Judging a Book by Its Cover — the Deep Learning Way

Making a SOTA image classifier using FastAI

Aditya Chakraborty
The Startup
9 min readJul 5, 2020

--

They say “don’t judge a book by its cover”. Well, we are going to break that rule here. In this article, I have explained an end to end project which is based on judging genres of books based on their cover pages. For convenience purposes, I have decided to classify them into five genres -

  • Children
  • Sci-fi
  • Horror
  • Romance
  • Political

The full code is available on my public GitHub:

Additionally, test your own book cover images using this simple to use web app that I created for this project:

Data collection

For this project, I have scraped images of books’ cover pages from Google Images using the following JS code:

Steps to do this :

  1. Go to Google Images and search for the kind of images you want.
  2. After the page opens, right click and go to the ‘Inspect’ option that is provided in Google Chrome.
  3. In the console section, type in the above JS code.

This downloads the image urls in a .csv file to the default path in your system. In this way, we download five .csv files for the five categories that we are going to predict. Then, I have uploaded all of the five files in My Drive account because it is easier to access files from Google Drive without worrying about any storage issues on the local system. Additionally, I have used Google Colab as my coding environment because it provides a very convenient way to access data from Google Drive, and also gives us the invaluable GPU support that is essential for such deep learning projects.

Note: This way of scraping data from Google Images is not very accurate as this includes a lot of noisy data as well as incorrect data which at times might not belong to the intended category at all, which means that there might be some data that is totally wrong in the training set itself. So, this affects the performance of the model highly and poses greater challenges in cleaning the data.
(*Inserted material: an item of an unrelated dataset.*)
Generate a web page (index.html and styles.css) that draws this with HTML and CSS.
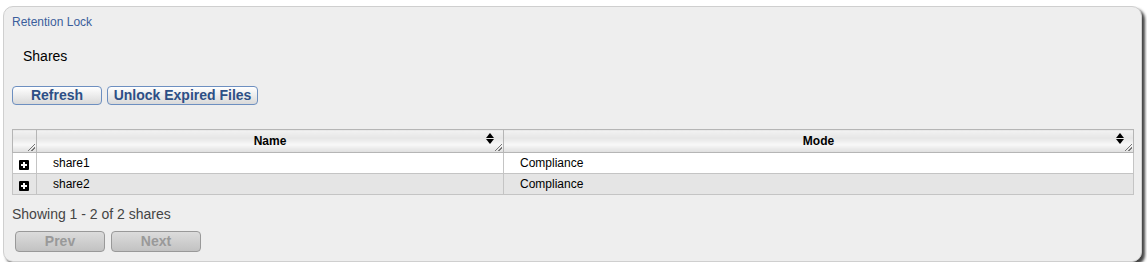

Importing packages and setting up our data

We start by importing all the necessary packages from fastai in addition to the standard data science packages such as numpy and pandas.

Package imports

Once we have imported all our necessary packages for the project, we set up our data that in a way that is easy to access. I have used Google Drive for this, while you can choose to do it any way you like.

Setting up our data

After we have successfully got our image data downloaded into their respective folders, we perform the train-validation split to all the images from all the folders. That is done as:

Train-validation split (80-20%)

ImageDataBunch.from_folder takes the images from the folders and assigns their folder names as their labels. These images with their corresponding labels are used for train-validation split. In addition to the train and validation split, we also perform some standard transformation and normalisations to our image data. Another important point to mention here is that we set our image size to 224x224 pixels, because CNNs only work with square images.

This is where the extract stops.